- Data di pubblicazione
- 26/09/2018
- Ultima modifica
- 26/09/2018
Lontano da qui. Opera in musica su precarietà e rinascita
Al Teatro Cavallerizza di Reggio Emilia, il 28 e il 30 settembre
Lontano da qui è una novità assoluta, un’opera per tre voci e ensemble commissionata dal Teatro Lirico Sperimentale di Spoleto e affidata a Filippo Perocco (Premio Abbiati 2016), uno dei più noti compositori della scena contemporanea, e alla regia di Claudia Sorace di Muta Imago, compagnia teatrale di ricerca tra corpo e modi installativi. Coprodotta dalla Fondazione I Teatri di Reggio Emilia, con il supporto di Ernst von Siemens Music Foundation, dopo il debutto a Spoleto (il 7, 8 e 9 settembre), l’opera approda al Festival Aperto di Reggio Emilia (nella sezione “Teatro per la musica e per lo spazio”) e va in scena al Teatro Cavallerizza venerdì 28 settembre (alle 20.30) e domenica 30 settembre (alle 18.00).

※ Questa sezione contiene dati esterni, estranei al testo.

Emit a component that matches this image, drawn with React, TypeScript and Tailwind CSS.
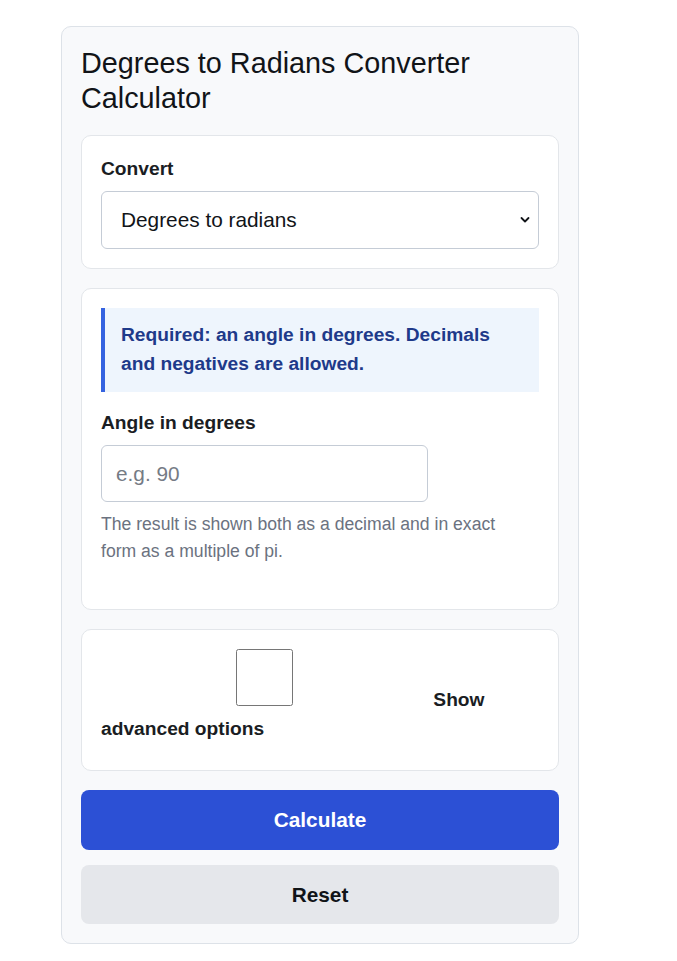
const App = () => {
    return (
        <div className="min-h-screen bg-white pt-[26px] pl-[61px] pb-[16px]"
             style={{ fontFamily: '"Liberation Sans", Arial, sans-serif' }}>
            <div className="w-[518px] bg-[#f8f9fb] border border-[#dde2e8] rounded-[10px] p-[19px] text-[#1a1d23]">
                <h1 className="text-[28.8px] leading-[34.5px] font-normal text-[#111418] mb-[20px]">
                    Degrees to Radians Converter Calculator
                </h1>

                {/* convert direction */}
                <div className="bg-white border border-[#e3e6ea] rounded-[10px] p-[19px]">
                    <label className="block text-[19.2px] leading-[28px] font-bold mb-[8px]">
                        Convert
                    </label>
                    <div className="relative">
                        <select className="w-full h-[58px] appearance-none bg-white border border-[#c5ccd6]
                                           rounded-[6px] px-[19px] text-[20.8px] text-[#111418] outline-none">
                            <option>Degrees to radians</option>
                            <option>Radians to degrees</option>
                        </select>
                        <svg className="absolute right-[8px] top-[24px] pointer-events-none" width="12" height="10"
                             viewBox="0 0 12 10" fill="none">
                            <path d="M2.5 3l3.5 3.5 3.5-3.5" stroke="#111418" strokeWidth="1.8" strokeLinecap="round"
                                  strokeLinejoin="round" />
                        </svg>
                    </div>
                </div>

                {/* angle input */}
                <div className="mt-[19px] bg-white border border-[#e3e6ea] rounded-[10px] pt-[19px] px-[19px] pb-[45px]">
                    <div className="bg-[#eef5fd] border-l-[4px] border-[#3563e0] pl-[16px] pr-[16px] py-[13.3px]
                                    text-[19.2px] leading-[28.8px] font-bold text-[#1e3a8a]">
                        Required: an angle in degrees. Decimals and negatives are allowed.
                    </div>
                    <label className="block mt-[18px] text-[19.2px] leading-[26px] font-bold mb-[9px]">
                        Angle in degrees
                    </label>
                    <input type="text" placeholder="e.g. 90"
                           className="w-[327px] h-[57px] border border-[#c5ccd6] rounded-[6px] px-[14px]
                                      text-[20.8px] text-[#111418] placeholder:text-[#757b85] outline-none" />
                    <p className="mt-[9px] pr-[16px] text-[17.6px] leading-[26.4px] text-[#6b7280]">
                        The result is shown both as a decimal and in exact form as a multiple of pi.
                    </p>
                </div>

                {/* advanced toggle */}
                <div className="mt-[19px] bg-white border border-[#e3e6ea] rounded-[10px] p-[19px] pb-[26px]">
                    <label className="block text-[19.2px] leading-[28.8px] font-bold">
                        <input type="checkbox" className="w-[327px] h-[57px] align-baseline" /> Show advanced options
                    </label>
                </div>

                <button className="mt-[19px] w-full h-[60px] rounded-[8px] bg-[#2c50d5] text-white text-[20.8px] font-bold">
                    Calculate
                </button>
                <button className="mt-[15px] w-full h-[59px] rounded-[8px] bg-[#e5e7eb] text-[#111418] text-[20.8px] font-bold">
                    Reset
                </button>
            </div>
        </div>
    );
};

export default App;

Dedicata agli abitanti della Valnerina, dopo le devastazioni del terremoto del 2016, con le sue macerie materiali e ferite psicologiche, l’opera mette in musica e in scena una riflessione sul cambiamento, la memoria, la precarietà e infine la rinascita. Il libretto è di Riccardo Fazi (cofondatore di Muta Imago); la realizzazione delle scene e del video di Maria Elena Fusacchia.

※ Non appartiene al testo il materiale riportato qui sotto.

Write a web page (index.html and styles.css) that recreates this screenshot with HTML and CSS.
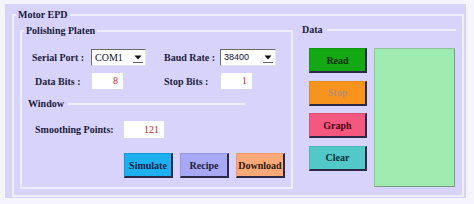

Marco Angius dirige l’Ensemble strumentale e cantanti del Teatro Lirico Sperimentale di Spoleto “A. Belli” e l’Ensemble “L’arsenale”. Tre le interpreti vocali: Daniela Nineva (mezzosoprano), Livia Rado (soprano) ed Emanuela Sgarlata (soprano). In scena però ci sono solo due di loro: la Rado nel ruolo di una figlia e la Nineva nelle vesti di sua madre. La terza protagonista è la Natura, assente fisicamente, ma che si fa presenza vocale tramite la Sgarlata.
La vicenda parte dalle scene di vita quotidiana, passa dallo stravolgimento della routine, arriva alla trasformazione che segue, alla svolta, al tentativo di ricominciare, si nutre di frammentazioni e frantumazioni, tessere di un puzzle da ricollegare con il supporto della memoria, riconnettendo il prima e il dopo dell’evento drammatico e traumatico. “Prima che accada una catastrofe a cambiare il normale corso degli eventi – scrive la regista Claudia Sorace – Dopo che è accaduta per archiviare tutto quello che è stato. È il tentativo di riavvolgere il nastro, non tanto nella speranza che la catastrofe non accada, quanto per cercare di attraversare tutto quello che è stato e che non è più per poterlo portare via con sé, nel futuro. Prima tutto scorre in una tranquilla routine, tra una madre e una figlia che abitano una casa di un piccolo paesino. Poi tutto cambia. La casa che prima era il luogo della routine, non sempre piacevole, come tutte le routine, si scompone. La figlia inizia un percorso all’inverso, tornando al passato, in cerca di una via d’uscita verso il futuro. Rielaborare quello che è stato non è un’attività nostalgica, è al contrario una potente azione risanatrice. La nostra protagonista, la figlia, compie questo movimento, prima di essere pronta ad andare via, piena di tutto quello che è stato, lontano da qui”.
L’idea dell’opera è nata dal suono delle campane. Nel deposito dei Beni Culturali di Santo Chiodo, a pochi chilometri da Spoleto, sono custodite quelle che Filippo Perocco chiama “campane dormienti”, per lui l’elemento cardine che ha dato il via alla fase di scrittura e che lo ha accompagnato per tutta la durata del suo lavoro “Quel suono – spiega il compositore – appare come un ricordo, come profilo eroso e distorto della memoria fortemente legata ad un territorio. Altri elementi della memoria umana e “il ricordo di vita anteriore” ricorrono come ombre dilaniate. Queste radici, che tracciano la serenità e la crudezza della quotidianità, non rappresentano un vincolo bensì una delle possibili soluzioni per dar voce ad aspetti universali della vita dell’uomo, di oggi e di ieri.”